The product works like this: Users plug the Defender Adapter into an Ethernet port and run the associated application. The Defender application uses machine learning to identify typical traffic patterns of network devices and generates a security policy that says what a device communicates with and how it can communicate, automating edge network security for the enterprise. Once initial device profiles have been dynamically generated, non-technical staff can place the adapter between the device and the network and apply the appropriate security profile using a drop-down menu.
It also provides Layer 2-7 visibility, which lets users segment groups of IoT devices into multiple, isolated secure zones, thus reducing the network attack surface.

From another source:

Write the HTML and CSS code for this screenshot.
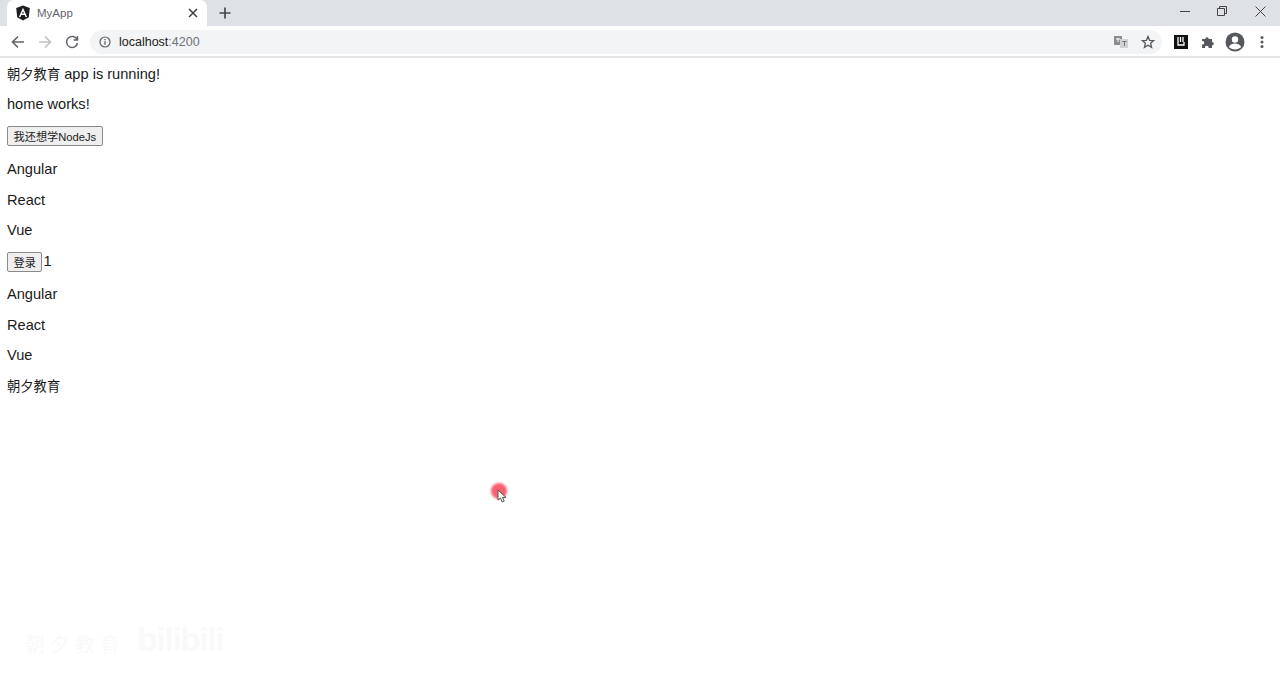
FILE: index.html
```html
<!DOCTYPE html>
<html>
  <head>
    <meta charset="UTF-8" />
    <title>MyApp</title>
    <link rel="stylesheet" href="styles.css">
  </head>
  <body>
    <div class="tabstrip">
      <div class="tab">
        <svg class="favicon" width="16" height="16" viewBox="0 0 16 16">
          <path d="M8 .5 14.800 3l-1 9.200L8 15.500 2.200 12.200 1.200 3z" fill="#1f1f23"/>
          <path d="M8 2.800 3.900 12h1.600l.8-2.100h3.400l.8 2.100h1.600zM7 8.600 8 6.200l1 2.400z" fill="#fff"/>
        </svg>
        <span class="tab-title">MyApp</span>
        <svg class="tab-close" width="10" height="10" viewBox="0 0 10 10">
          <path d="M1 1l8 8M9 1 1 9" stroke="#3c4043" stroke-width="1.500"/>
        </svg>
      </div>
      <svg class="new-tab" width="12" height="12" viewBox="0 0 12 12">
        <path d="M6 .5v11M.5 6h11" stroke="#45484c" stroke-width="1.700"/>
      </svg>
      <div class="window-controls">
        <svg class="win-min" width="10" height="10" viewBox="0 0 10 10"><path d="M0 5.500h10" stroke="#444" stroke-width="1"/></svg>
        <svg width="10" height="10" viewBox="0 0 10 10"><path d="M.5 2.500h7v7h-7zM2.500 2.500v-2h7v7h-2" fill="none" stroke="#444" stroke-width="1"/></svg>
        <svg width="11" height="11" viewBox="0 0 11 11"><path d="M.5.500l10 10M10.500.500l-10 10" stroke="#444" stroke-width="1"/></svg>
      </div>
    </div>

    <div class="toolbar">
      <svg class="nav-btn" width="14" height="14" viewBox="0 0 14 14"><path d="M13 7H2M7 1.500 1.500 7 7 12.500" fill="none" stroke="#5f6368" stroke-width="1.600"/></svg>
      <svg class="nav-btn" width="14" height="14" viewBox="0 0 14 14"><path d="M1 7h11M7 1.500 12.500 7 7 12.500" fill="none" stroke="#bdc1c6" stroke-width="1.600"/></svg>
      <svg class="nav-btn" width="14" height="14" viewBox="0 0 14 14"><path d="M12 4.500A5.500 5.500 0 1 0 12.500 8M12.500 1v4h-4" fill="none" stroke="#5f6368" stroke-width="1.500"/></svg>
      <div class="omnibox">
        <svg width="12" height="12" viewBox="0 0 12 12"><circle cx="6" cy="6" r="5" fill="none" stroke="#5f6368" stroke-width="1.200"/><path d="M6 5.200v3.600M6 3v1.300" stroke="#5f6368" stroke-width="1.300"/></svg>
        <span class="url">localhost<span class="url-port">:4200</span></span>
        <svg class="translate" width="14" height="14" viewBox="0 0 14 14"><rect x="0" y="1" width="8" height="9" fill="#8a8c8f"/><rect x="6" y="4" width="8" height="9" fill="#cfd1d4"/><path d="M8.500 6.500h4M10.500 6v5" stroke="#777" stroke-width="1"/><path d="M2 4h4M4 3v4" stroke="#fff" stroke-width="1"/></svg>
        <svg class="star" width="14" height="14" viewBox="0 0 14 14"><path d="M7 1.500 8.600 5.300l4.100.3-3.100 2.700 1 4L7 10.200l-3.600 2.100 1-4-3.100-2.700 4.100-.3z" fill="none" stroke="#55585c" stroke-width="1.300"/></svg>
      </div>
      <div class="ext-icons">
        <div class="ext-slot"><div class="ext-box"><svg width="8" height="9" viewBox="0 0 8 9"><path d="M1 0v8h6V5M3.500 0v5M6 0v5" fill="none" stroke="#fff" stroke-width="1.300"/></svg></div></div>
        <div class="ext-slot"><svg width="14" height="14" viewBox="0 0 14 14"><path d="M1 4h3.200a1.800 1.800 0 1 1 3.600 0H11v3a1.800 1.800 0 1 1 0 3.600V13H7.500a1.800 1.800 0 1 0-3.500 0H1V9.500a1.800 1.800 0 1 0 0-3.500z" fill="#55585c"/></svg></div>
        <div class="ext-slot"><svg width="20" height="20" viewBox="0 0 20 20"><circle cx="10" cy="10" r="9.500" fill="#55585c"/><circle cx="10" cy="7.500" r="3.200" fill="#fff"/><path d="M3.800 15c1.500-2.600 3.800-3.500 6.200-3.500s4.700.9 6.200 3.500c-3 3.200-9.400 3.200-12.400 0z" fill="#fff"/></svg></div>
        <div class="ext-slot"><svg width="4" height="14" viewBox="0 0 4 14"><circle cx="2" cy="2.500" r="1.500" fill="#55585c"/><circle cx="2" cy="7" r="1.500" fill="#55585c"/><circle cx="2" cy="11.500" r="1.500" fill="#55585c"/></svg></div>
      </div>
    </div>

    <div class="page">
      <p><span class="cjk">朝夕教育</span> app is running!</p>
      <p>home works!</p>
      <button class="learn-btn">我还想学NodeJs</button>
      <p>Angular</p>
      <p>React</p>
      <p>Vue</p>
      <div class="login-row"><button>登录</button><span class="count">1</span></div>
      <p>Angular</p>
      <p>React</p>
      <p>Vue</p>
      <p><span class="cjk">朝夕教育</span></p>
    </div>

    <div class="cursor-mark"></div>
    <svg class="cursor-arrow" width="10" height="14" viewBox="0 0 10 14"><path d="M1 1v10l2.500-2 1.700 4 2-.8-1.700-3.800H9z" fill="#fff" stroke="#555" stroke-width="1"/></svg>
    <div class="watermark"><span class="watermark-name">朝夕教育</span><span class="watermark-logo">bilibili</span></div>
  </body>
</html>
```

FILE: styles.css
```css
body {
  margin: 0;
  height: 682px;
  overflow: hidden;
  background: #fff;
  color: #1a1a1a;
  font-family: "Liberation Sans", "Noto Sans CJK SC", sans-serif;
  position: relative;
}

/* Browser chrome */
.tabstrip {
  display: flex;
  align-items: center;
  height: 26px;
  background: #dee1e6;
  padding-left: 7px;
}

.tab {
  display: flex;
  align-items: center;
  box-sizing: border-box;
  width: 200px;
  height: 26px;
  padding: 0 9px 0 8px;
  background: #fff;
  border-radius: 7px 7px 0 0;
}

.tab-title {
  flex: 1;
  margin-left: 6px;
  font-size: 11.5px;
  color: #5f6368;
}

.new-tab {
  margin-left: 12px;
}

.window-controls {
  display: flex;
  align-items: center;
  gap: 28px;
  margin: -4px 14px 0 auto;
}

.win-min {
  margin-right: -1px;
}

.toolbar {
  display: flex;
  align-items: center;
  box-sizing: border-box;
  height: 32px;
  padding: 1px 4.5px 0 11px;
  background: #fff;
  border-bottom: 2px solid #e3e4e6;
}

.nav-btn {
  margin-right: 13px;
}

.omnibox {
  flex: 1;
  display: flex;
  align-items: center;
  height: 24px;
  margin-left: -2px;
  padding: 0 7px 0 9px;
  background: #f3f4f5;
  border-radius: 12px;
}

.url {
  flex: 1;
  margin-left: 8px;
  font-size: 12.5px;
  color: #222;
}

.url-port {
  color: #70757a;
}

.translate {
  margin-right: 13px;
}

.ext-icons {
  display: flex;
  align-items: center;
  margin-left: 5.5px;
}

.ext-slot {
  display: flex;
  align-items: center;
  justify-content: center;
  width: 27px;
}

.ext-box {
  display: flex;
  align-items: center;
  justify-content: center;
  width: 14px;
  height: 14px;
  background: #111;
}

/* Page content */
.page {
  padding: 7.5px 7px 0;
  font-size: 14.6px;
}

.cjk {
  font-size: 13.3px;
}

p {
  margin: 0 0 13.5px;
  line-height: 17px;
}

button {
  display: block;
  box-sizing: border-box;
  height: 20px;
  padding: 0 5.5px;
  margin: 0 0 13.5px;
  background: #efefef;
  border: 1px solid #8a8a8a;
  border-radius: 2px;
  font-family: inherit;
  font-size: 11.2px;
  color: #222;
}

.learn-btn {
  margin: -1px 0 15.5px;
}

.login-row {
  display: flex;
  align-items: flex-start;
  margin: -2px 0 1px;
  line-height: 17px;
}

.login-row button {
  margin-top: 1px;
}

.count {
  margin: 2px 0 0 1px;
}

/* Overlays */
.cursor-mark {
  position: absolute;
  left: 491px;
  top: 483px;
  width: 16px;
  height: 16px;
  border-radius: 50%;
  background: #f9606f;
  filter: blur(1px);
}

.cursor-arrow {
  position: absolute;
  left: 497px;
  top: 489px;
}

.watermark {
  position: absolute;
  left: 25px;
  top: 618px;
  display: flex;
  align-items: flex-end;
  color: #f9f9f9;
}

.watermark-name {
  width: 112px;
  font-size: 20px;
  letter-spacing: 5px;
  line-height: 30px;
}

.watermark-logo {
  font-size: 34px;
  font-weight: bold;
  letter-spacing: -1.5px;
  line-height: 42px;
}
```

“Segmentation is critical because you can’t protect against every breach,” Strong said. “But one important thing you can do is contain that breach so that damage is dramatically minimized.”
Users can also centrally monitor and track device usage, location, and roaming.
The product works with any vendor’s IP network, and it’s also integrated with Extreme’s Fabric Connect (originally acquired from Avaya), which gives is network automation capabilities.
The product launch follows a strong fiscal 2019 second-quarter earnings report that saw Extreme beat Wall Street’s expectations. The company posted net income of $7.2 million after reporting a loss in the same period a year earlier, and reported revenue of $252.7 million, up 9 percent year over year and up 5 percent quarter over quarter.